List every line below containing "React".

# start of Data excerpt

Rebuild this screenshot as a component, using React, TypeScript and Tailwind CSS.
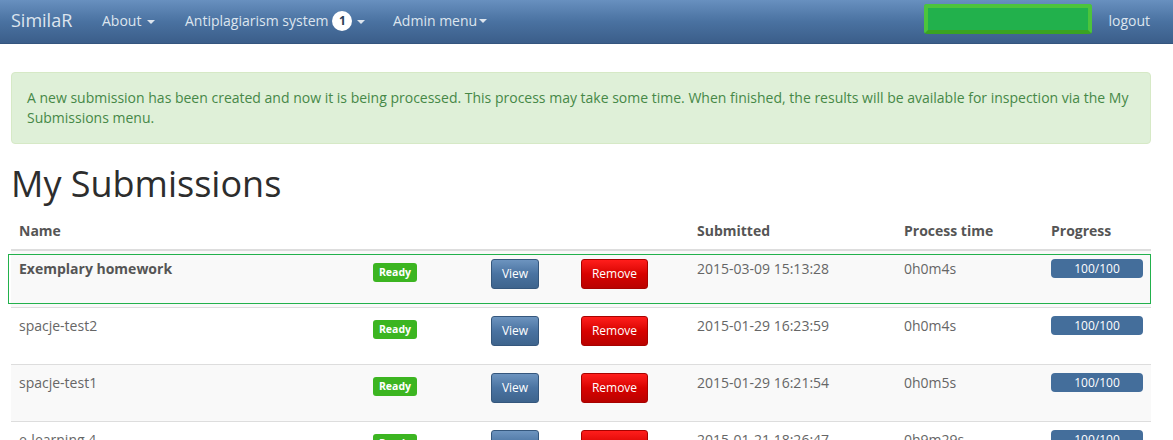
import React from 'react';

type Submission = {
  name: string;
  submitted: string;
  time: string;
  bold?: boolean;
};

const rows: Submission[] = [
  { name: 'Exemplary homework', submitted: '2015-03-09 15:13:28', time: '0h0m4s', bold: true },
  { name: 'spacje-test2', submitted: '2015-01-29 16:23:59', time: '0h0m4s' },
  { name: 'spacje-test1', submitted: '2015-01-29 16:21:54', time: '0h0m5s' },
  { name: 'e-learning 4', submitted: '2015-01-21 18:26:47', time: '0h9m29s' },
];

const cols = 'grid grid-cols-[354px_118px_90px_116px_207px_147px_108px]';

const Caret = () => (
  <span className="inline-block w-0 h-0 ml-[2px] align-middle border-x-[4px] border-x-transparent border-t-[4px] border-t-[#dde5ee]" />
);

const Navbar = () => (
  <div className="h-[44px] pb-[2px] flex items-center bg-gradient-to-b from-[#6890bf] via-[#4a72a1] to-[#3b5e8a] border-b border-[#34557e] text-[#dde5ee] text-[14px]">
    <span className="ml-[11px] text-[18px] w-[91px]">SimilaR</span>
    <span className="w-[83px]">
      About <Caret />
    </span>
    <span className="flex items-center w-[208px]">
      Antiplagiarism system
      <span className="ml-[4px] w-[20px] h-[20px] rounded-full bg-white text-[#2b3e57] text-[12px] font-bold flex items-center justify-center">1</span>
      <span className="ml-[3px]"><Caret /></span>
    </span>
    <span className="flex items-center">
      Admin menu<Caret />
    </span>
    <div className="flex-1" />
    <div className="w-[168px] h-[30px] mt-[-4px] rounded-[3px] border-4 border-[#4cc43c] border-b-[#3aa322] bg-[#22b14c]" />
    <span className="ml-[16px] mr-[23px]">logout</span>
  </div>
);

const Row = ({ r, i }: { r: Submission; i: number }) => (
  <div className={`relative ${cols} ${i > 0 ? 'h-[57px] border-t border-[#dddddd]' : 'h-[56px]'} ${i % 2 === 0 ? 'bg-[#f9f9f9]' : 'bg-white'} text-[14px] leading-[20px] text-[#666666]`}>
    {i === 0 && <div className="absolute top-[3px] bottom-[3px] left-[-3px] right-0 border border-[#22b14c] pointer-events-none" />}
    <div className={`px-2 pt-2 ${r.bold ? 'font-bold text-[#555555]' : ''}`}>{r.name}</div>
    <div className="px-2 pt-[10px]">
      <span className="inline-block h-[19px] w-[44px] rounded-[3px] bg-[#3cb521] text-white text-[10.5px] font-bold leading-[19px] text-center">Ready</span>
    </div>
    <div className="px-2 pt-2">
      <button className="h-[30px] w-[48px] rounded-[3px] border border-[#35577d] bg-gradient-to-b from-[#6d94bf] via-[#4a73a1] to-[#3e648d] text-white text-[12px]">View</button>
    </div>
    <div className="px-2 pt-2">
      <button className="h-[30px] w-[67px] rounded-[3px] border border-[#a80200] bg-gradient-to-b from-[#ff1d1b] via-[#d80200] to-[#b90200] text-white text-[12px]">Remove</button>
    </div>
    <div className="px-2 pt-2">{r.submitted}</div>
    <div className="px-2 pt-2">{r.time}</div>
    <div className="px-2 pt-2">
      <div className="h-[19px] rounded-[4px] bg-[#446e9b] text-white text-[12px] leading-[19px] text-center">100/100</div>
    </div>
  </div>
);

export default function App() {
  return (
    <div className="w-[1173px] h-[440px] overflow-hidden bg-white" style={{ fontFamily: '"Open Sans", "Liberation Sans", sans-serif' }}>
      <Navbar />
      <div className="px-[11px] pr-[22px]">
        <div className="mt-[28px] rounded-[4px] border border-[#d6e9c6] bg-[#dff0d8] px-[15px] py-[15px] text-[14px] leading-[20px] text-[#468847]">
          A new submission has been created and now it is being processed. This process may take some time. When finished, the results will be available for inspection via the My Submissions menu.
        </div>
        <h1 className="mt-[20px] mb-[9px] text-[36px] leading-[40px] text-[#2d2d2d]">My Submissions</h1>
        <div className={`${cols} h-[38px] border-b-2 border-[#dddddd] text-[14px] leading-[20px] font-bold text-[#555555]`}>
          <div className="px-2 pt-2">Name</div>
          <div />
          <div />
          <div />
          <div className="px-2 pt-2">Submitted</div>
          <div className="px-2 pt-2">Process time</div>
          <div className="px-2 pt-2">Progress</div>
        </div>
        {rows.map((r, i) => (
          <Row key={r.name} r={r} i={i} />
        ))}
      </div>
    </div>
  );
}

# end of Data excerpt

• Task result
Rebuild this screenshot as a component, using React, TypeScript and Tailwind CSS.
import React from 'react';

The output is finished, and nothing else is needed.